In March 1991, the citizens of nine Soviet states voted in a referendum on whether to hold together the country in a way that devolved power out to the republics. Championed fiercely by Soviet leader Mikhail Gorbachev as a way to avoid a potential “disaster for this country, for Europeans, for the entire world,” the referendum passed.
The vote triggered a cascade of unexpected consequences, most prominently a coup attempt against Gorbachev that August. That was when the state lost its power to terrify people into submission. And on Dec. 26, 1991—nine months after the referendum—the Soviet Union ceased to exist.
Could the June 23 decision of the UK electorate to leave the European Union unleash a similar wave of unanticipated consequences? Critics of the referendum result say that not only could the EU come apart, with other member states deciding it is each man for himself, but so too could the UK itself—with Scotland and Northern Ireland perhaps electing to stay with the EU, leaving a shrunken England.
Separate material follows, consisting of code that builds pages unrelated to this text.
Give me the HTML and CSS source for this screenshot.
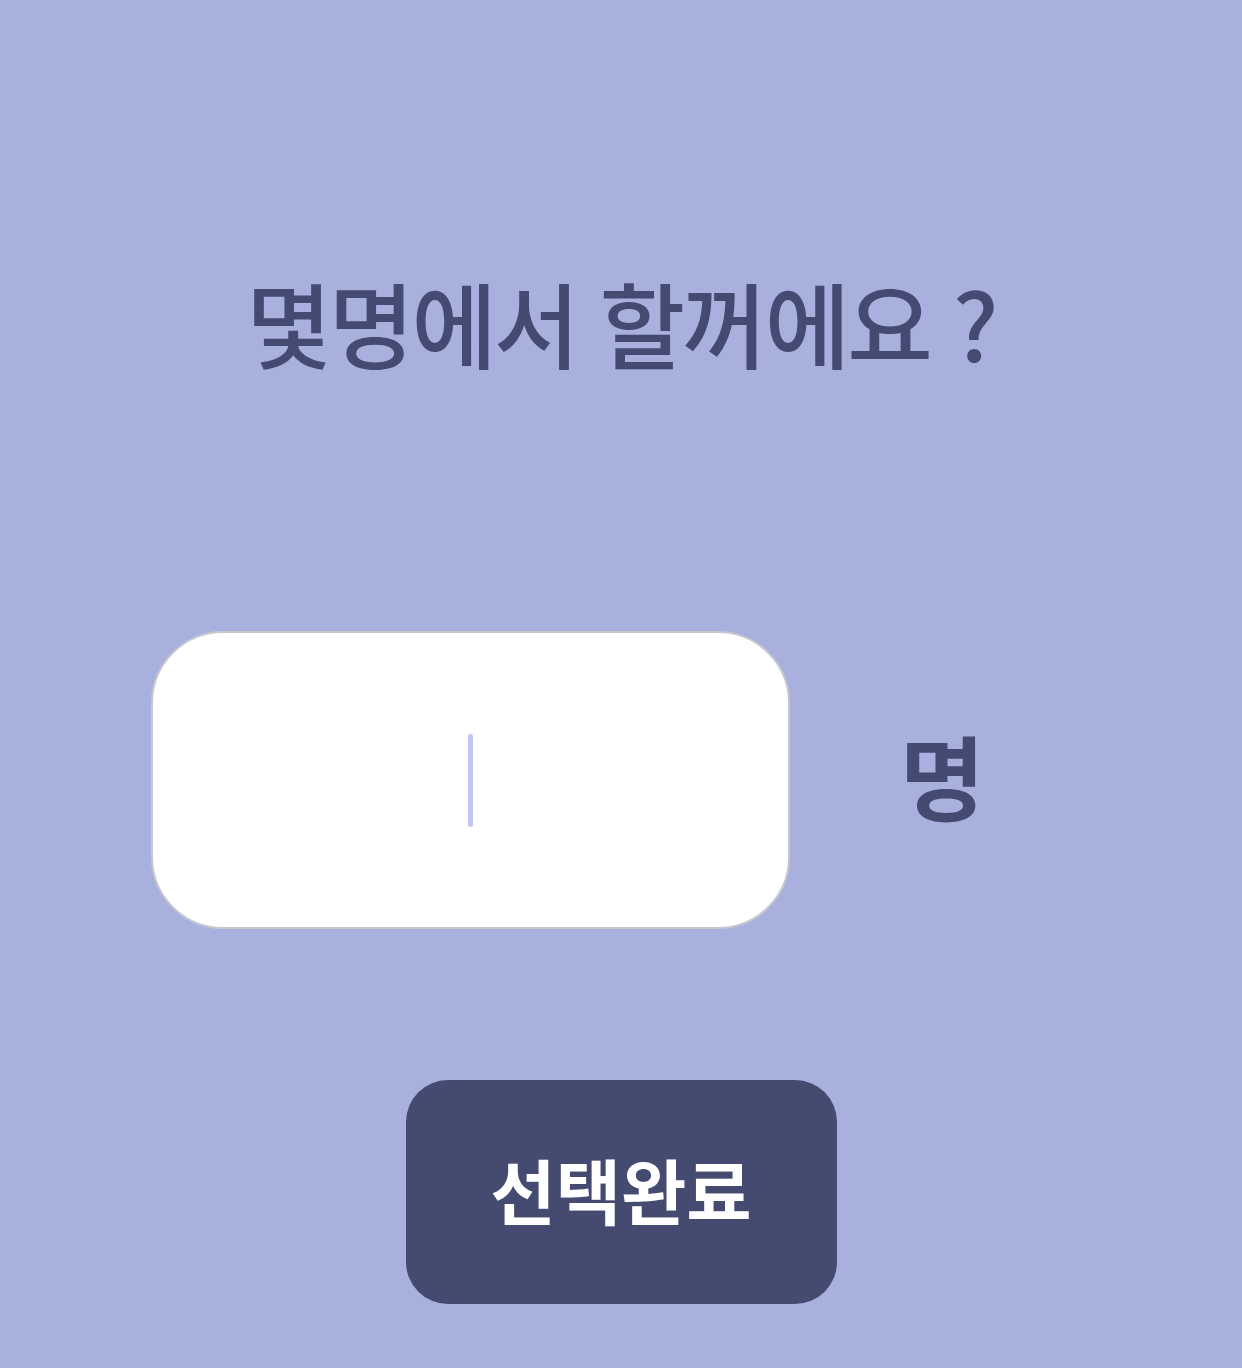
FILE: index.html
```html
<!DOCTYPE html>
<html lang="ko">

<head>
    <meta charset="UTF-8">
    <meta name="viewport" content="width=device-width, initial-scale=1">
    <title>인원 선택</title>
    <link rel="stylesheet" href="styles.css">
</head>

<body>
<main class="page">
    <h1 class="title">몇명에서 할꺼에요 ?</h1>

    <div class="row">
        <div class="inputbox">
            <span class="cursor"></span>
        </div>
        <span class="unit">명</span>
    </div>

    <button class="done">선택완료</button>
</main>
</body>

</html>
```

FILE: styles.css
```css
body {
    margin: 0;
    background-color: #a8b0de;
    font-family: "Noto Sans CJK KR", "Noto Sans", sans-serif;
}

.page {
    height: 1368px;
    display: flex;
    flex-direction: column;
    align-items: center;
}

.title {
    margin: 266px 0 0 0;
    font-size: 93px;
    font-weight: 500;
    line-height: 112px;
    color: #444a72;
    letter-spacing: -3px;
}

.row {
    align-self: stretch;
    display: flex;
    align-items: center;
    gap: 110px;
    padding-left: 151px;
    margin-top: 253px;
}

.inputbox {
    width: 635px;
    height: 294px;
    background-color: white;
    border: 2px solid #c6c7cf;
    border-radius: 72px;
    display: flex;
    justify-content: center;
    align-items: center;
}

.cursor {
    width: 5px;
    height: 93px;
    border-radius: 3px;
    background-color: #c0c7f3;
}

.unit {
    font-size: 92px;
    font-weight: 700;
    color: #444a72;
    margin-bottom: 14px;
}

.done {
    margin-top: 151px;
    width: 431px;
    height: 224px;
    border: none;
    border-radius: 42px;
    background-color: #444a70;
    color: white;
    font-family: "Noto Sans CJK KR", "Noto Sans", sans-serif;
    font-size: 71px;
    font-weight: 700;
    padding-bottom: 10px;
}
```
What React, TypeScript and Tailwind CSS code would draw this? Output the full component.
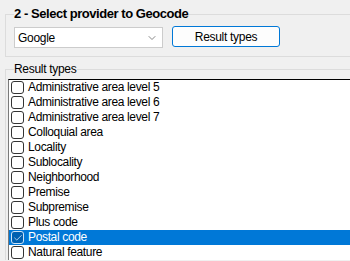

UK-born Fiona Hill, a longtime Russia expert at the Brookings Institution in Washington, sees deep analogies between the Brexit vote and Gorbachev’s “Union Treaty,” as the USSR referendum was known. “Like the fall of the [Berlin] wall and the collapse of the Soviet Union, the fallout from Brexit could have momentous consequences,” she writes in a post for the Brookings website. She goes on:
At the end of the divorce process, without careful attention from politicians in London, England could find itself the rump successor state to the United Kingdom. If so, another great imperial state will have consigned itself to the “dust heap of history” by tying its future to a referendum.
The comparisons with the Soviet collapse aren’t precise—the Gorbachev referendum was incidental, not pivotal, to the country’s disintegration, which was in motion anyway. But in triggering the August coup attempt, which many historians regard as the death knell for the Soviet Union, the referendum was an undeniable inflection point, with grave unintended consequences.
“In the wake of the referendum on leaving the European Union,” Hill writes, “British Prime Minster David Cameron seems to have put the United Kingdom on a similar, potentially catastrophic, path.”